Search the data for the word "this". Reproduce every line where it is found.

[Interface markup and scripts]
□ □ □ □

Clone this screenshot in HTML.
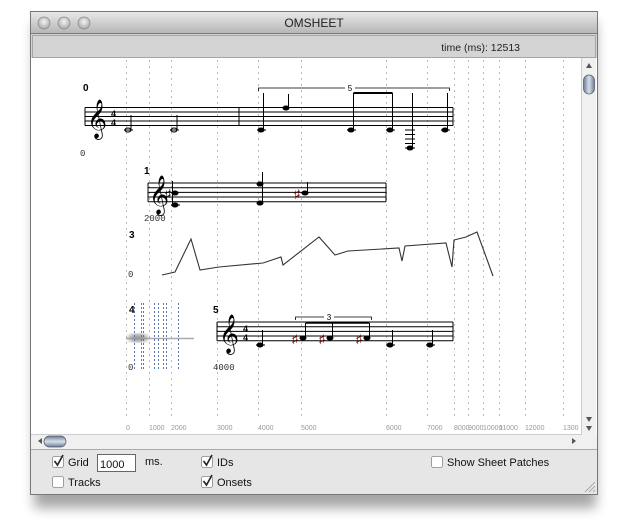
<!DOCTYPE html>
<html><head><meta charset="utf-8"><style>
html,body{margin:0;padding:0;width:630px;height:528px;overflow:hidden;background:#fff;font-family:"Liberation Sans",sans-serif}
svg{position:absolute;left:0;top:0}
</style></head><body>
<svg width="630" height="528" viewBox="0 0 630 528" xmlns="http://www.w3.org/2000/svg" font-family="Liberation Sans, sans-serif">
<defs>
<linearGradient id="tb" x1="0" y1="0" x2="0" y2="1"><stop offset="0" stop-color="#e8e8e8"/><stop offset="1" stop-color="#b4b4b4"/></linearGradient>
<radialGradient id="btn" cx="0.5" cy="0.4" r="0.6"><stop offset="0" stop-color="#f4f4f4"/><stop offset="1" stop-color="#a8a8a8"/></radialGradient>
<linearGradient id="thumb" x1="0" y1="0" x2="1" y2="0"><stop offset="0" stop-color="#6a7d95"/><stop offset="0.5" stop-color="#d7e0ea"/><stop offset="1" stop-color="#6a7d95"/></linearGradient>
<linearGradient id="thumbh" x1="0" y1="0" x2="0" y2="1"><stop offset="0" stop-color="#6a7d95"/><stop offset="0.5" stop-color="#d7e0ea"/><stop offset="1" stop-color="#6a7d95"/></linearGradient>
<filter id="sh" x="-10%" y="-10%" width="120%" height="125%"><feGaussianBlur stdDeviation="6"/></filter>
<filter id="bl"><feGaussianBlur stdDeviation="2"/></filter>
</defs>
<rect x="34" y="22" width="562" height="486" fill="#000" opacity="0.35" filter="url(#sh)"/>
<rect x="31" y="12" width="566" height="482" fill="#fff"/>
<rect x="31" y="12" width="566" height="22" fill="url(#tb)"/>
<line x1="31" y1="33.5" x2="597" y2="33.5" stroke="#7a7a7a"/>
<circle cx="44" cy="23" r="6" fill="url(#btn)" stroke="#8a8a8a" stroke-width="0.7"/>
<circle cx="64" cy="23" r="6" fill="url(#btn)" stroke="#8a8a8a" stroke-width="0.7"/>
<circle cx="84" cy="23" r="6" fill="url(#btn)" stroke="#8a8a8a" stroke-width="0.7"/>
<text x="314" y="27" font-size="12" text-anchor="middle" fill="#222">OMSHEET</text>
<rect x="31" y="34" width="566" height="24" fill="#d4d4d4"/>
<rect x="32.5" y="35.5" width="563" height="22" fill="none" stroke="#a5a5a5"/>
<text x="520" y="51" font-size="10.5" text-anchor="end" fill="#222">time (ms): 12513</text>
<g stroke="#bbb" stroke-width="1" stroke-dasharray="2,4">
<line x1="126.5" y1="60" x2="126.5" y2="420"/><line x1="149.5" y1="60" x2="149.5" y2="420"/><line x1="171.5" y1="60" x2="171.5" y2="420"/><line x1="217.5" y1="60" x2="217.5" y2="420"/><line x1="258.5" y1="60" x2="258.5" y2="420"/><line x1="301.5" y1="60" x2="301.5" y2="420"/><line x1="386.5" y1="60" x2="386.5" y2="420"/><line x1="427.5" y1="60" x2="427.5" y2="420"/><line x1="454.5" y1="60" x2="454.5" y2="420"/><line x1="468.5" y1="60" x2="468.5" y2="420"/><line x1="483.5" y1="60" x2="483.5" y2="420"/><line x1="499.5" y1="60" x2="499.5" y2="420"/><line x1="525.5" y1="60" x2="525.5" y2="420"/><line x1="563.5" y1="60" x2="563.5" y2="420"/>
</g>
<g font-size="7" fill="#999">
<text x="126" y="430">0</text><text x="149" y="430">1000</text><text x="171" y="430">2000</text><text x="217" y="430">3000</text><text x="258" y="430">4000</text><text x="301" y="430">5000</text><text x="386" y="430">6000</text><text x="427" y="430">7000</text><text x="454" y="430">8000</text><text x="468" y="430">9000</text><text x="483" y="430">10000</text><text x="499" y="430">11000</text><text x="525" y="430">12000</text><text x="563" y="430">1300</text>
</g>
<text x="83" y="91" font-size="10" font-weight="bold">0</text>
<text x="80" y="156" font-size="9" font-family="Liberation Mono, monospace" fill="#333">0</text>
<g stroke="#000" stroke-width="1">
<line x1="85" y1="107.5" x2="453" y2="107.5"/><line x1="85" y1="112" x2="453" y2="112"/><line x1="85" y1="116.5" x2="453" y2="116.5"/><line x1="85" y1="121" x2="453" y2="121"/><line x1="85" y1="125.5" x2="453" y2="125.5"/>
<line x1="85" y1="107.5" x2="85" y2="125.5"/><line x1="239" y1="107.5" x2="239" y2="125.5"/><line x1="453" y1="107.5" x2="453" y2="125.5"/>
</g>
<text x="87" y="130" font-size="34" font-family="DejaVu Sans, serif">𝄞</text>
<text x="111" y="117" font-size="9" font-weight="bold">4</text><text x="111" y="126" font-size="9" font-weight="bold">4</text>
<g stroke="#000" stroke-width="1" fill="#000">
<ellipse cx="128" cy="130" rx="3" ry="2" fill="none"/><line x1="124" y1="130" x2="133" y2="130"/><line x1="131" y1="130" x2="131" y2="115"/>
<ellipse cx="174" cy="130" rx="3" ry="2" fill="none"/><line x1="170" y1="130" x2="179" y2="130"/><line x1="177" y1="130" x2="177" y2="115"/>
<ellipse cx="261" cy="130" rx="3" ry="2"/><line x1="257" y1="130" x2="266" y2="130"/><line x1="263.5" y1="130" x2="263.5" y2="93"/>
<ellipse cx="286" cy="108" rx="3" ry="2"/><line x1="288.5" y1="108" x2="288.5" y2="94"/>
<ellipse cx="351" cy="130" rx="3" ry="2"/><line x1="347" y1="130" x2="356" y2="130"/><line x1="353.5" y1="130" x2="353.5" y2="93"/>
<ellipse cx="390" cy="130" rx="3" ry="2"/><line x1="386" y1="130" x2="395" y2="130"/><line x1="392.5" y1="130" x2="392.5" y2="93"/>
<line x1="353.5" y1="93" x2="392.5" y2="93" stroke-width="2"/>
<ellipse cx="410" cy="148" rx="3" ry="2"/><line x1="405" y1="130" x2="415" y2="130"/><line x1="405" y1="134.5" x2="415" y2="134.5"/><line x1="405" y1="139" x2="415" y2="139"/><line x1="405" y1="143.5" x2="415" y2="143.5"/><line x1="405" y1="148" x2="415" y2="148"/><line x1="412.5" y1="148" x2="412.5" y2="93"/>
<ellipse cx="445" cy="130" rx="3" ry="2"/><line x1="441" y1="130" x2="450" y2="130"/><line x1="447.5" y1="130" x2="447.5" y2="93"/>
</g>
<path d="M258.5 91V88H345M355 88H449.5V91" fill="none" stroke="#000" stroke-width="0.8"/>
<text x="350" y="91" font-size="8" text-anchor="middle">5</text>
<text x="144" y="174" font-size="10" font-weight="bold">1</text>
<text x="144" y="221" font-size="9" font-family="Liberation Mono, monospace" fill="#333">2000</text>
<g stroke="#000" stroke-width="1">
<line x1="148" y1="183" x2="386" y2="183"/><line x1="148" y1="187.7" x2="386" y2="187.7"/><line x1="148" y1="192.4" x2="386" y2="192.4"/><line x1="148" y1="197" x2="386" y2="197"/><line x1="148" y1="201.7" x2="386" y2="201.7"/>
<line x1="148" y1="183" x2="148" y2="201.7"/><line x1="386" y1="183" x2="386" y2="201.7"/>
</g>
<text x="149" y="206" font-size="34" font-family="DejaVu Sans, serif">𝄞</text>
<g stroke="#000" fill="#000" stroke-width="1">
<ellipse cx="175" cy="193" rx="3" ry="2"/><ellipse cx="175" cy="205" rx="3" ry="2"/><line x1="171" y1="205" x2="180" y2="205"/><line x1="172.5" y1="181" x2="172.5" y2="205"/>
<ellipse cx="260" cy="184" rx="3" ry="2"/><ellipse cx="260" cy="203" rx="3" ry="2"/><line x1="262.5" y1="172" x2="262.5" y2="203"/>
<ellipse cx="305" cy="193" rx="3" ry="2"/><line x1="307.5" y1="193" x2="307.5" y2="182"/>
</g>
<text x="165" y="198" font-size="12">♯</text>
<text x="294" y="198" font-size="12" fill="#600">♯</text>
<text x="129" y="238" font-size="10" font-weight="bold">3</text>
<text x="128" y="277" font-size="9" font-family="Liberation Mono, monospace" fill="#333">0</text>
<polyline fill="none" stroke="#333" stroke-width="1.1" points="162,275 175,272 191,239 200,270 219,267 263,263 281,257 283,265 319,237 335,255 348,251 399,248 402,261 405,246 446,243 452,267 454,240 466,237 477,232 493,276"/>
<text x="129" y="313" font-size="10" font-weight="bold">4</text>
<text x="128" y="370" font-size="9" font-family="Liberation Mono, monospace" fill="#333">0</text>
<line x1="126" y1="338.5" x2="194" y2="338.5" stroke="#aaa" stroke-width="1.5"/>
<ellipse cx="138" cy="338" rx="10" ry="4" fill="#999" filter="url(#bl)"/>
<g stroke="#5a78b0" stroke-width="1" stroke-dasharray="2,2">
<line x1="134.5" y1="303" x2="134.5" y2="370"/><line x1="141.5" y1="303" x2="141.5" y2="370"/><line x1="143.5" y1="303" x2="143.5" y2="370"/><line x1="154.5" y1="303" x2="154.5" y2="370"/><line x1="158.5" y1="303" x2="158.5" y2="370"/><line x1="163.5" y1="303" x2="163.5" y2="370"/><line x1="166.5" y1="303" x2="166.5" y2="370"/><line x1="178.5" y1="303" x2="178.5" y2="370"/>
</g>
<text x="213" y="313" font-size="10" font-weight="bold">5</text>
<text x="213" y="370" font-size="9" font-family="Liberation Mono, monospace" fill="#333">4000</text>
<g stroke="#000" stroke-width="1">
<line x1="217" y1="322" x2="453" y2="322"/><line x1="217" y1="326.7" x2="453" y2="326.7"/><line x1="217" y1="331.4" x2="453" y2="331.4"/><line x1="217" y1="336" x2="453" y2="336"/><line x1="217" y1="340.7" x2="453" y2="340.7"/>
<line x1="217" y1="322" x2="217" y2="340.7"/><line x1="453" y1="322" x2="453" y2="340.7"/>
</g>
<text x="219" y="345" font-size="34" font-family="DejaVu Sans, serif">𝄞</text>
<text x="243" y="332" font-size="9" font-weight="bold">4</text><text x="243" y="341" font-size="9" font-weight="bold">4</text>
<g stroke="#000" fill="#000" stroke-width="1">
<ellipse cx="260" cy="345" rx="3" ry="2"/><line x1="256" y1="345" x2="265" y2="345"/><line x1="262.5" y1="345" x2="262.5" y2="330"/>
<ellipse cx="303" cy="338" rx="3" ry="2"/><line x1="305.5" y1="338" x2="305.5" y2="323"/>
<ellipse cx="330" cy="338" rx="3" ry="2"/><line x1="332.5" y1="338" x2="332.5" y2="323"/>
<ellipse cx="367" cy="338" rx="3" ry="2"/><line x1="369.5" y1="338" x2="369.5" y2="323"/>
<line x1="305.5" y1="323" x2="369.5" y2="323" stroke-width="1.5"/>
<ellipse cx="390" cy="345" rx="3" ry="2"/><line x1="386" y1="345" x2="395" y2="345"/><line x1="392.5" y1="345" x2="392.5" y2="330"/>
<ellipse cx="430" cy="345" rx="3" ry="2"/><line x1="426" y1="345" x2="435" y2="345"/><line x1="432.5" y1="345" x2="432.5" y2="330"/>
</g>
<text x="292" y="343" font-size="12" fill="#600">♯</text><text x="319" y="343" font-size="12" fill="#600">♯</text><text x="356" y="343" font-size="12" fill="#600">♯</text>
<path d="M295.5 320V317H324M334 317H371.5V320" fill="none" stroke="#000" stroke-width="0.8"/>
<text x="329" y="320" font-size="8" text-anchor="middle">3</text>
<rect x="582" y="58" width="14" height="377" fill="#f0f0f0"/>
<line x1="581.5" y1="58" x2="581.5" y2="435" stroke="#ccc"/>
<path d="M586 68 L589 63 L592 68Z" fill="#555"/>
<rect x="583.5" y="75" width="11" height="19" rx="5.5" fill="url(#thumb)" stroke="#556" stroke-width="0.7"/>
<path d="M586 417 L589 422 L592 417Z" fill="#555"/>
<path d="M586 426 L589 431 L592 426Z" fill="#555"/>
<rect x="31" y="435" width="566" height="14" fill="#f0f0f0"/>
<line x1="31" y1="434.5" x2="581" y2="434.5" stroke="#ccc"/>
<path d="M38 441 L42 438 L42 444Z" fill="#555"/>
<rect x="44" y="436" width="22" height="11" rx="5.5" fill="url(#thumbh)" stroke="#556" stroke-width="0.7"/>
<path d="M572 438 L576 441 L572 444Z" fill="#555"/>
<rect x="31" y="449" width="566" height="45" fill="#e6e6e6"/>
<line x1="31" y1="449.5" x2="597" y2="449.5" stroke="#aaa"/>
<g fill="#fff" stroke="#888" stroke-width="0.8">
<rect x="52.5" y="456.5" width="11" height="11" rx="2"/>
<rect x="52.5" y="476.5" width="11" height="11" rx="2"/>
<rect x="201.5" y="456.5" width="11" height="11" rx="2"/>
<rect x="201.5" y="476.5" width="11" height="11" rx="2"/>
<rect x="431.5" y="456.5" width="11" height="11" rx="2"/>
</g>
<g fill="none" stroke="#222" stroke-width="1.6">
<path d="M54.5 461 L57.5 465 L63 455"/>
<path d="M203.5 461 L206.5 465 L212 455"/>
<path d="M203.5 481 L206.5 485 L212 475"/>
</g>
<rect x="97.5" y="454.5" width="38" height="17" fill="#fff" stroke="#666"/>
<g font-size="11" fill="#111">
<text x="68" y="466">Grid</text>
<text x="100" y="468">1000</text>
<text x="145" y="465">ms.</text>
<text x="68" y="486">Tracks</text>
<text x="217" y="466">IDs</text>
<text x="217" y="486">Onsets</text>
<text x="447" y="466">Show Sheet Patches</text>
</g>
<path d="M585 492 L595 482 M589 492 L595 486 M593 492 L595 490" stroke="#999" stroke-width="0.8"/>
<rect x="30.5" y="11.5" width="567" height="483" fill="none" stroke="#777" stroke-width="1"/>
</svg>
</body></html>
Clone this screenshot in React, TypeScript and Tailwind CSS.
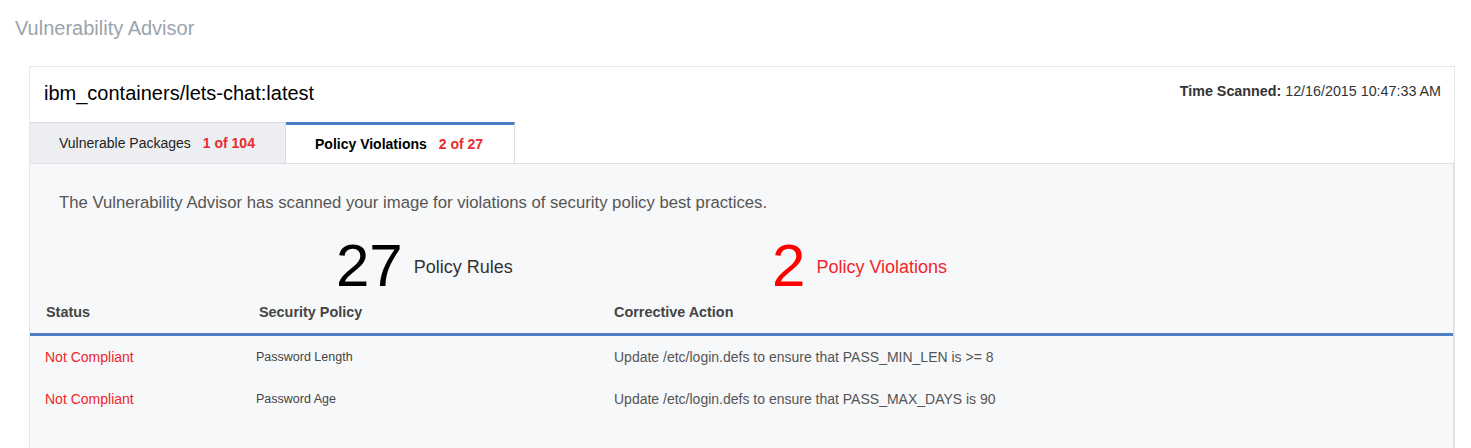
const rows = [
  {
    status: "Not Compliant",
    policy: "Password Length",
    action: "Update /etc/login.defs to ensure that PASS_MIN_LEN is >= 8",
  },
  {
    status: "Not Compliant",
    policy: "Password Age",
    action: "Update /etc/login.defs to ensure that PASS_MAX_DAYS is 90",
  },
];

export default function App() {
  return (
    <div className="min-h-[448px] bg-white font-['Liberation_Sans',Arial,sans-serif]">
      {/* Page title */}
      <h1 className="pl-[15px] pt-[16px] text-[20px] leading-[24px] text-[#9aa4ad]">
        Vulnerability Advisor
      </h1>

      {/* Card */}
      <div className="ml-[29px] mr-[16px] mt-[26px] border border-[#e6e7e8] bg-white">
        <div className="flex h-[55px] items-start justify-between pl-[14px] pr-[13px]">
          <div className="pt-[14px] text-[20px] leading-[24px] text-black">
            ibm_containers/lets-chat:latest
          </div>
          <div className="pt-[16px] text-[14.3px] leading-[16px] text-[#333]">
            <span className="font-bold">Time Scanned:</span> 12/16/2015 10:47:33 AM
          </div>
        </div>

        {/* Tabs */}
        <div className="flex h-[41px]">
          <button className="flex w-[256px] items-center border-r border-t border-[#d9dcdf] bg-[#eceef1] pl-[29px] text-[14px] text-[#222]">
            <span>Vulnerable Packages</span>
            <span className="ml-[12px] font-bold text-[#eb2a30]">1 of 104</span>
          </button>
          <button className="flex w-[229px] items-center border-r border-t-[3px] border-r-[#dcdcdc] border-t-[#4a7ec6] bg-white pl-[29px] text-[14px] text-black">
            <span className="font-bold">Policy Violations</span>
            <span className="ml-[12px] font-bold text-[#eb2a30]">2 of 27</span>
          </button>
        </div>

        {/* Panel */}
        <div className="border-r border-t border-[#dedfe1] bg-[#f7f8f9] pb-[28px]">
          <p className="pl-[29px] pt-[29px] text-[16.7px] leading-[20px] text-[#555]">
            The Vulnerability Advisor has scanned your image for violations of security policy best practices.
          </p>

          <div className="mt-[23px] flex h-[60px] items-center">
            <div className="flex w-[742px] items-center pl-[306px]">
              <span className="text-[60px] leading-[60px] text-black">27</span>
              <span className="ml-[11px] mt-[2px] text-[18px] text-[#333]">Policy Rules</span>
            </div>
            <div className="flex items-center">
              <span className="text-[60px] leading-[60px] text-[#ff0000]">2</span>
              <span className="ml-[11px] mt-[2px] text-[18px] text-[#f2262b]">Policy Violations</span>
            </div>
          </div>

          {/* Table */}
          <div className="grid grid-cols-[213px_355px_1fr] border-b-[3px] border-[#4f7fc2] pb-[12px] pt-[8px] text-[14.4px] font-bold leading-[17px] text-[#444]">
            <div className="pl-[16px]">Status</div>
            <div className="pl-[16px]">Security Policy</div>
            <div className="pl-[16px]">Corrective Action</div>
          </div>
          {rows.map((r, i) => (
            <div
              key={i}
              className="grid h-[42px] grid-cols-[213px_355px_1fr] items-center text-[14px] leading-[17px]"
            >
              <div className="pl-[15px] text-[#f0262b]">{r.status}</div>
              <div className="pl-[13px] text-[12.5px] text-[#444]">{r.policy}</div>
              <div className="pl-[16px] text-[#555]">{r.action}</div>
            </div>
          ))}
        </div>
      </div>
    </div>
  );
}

□ □ □ □

RESULT:
Clone this screenshot in HTML.
Clone this screenshot in React, TypeScript and Tailwind CSS.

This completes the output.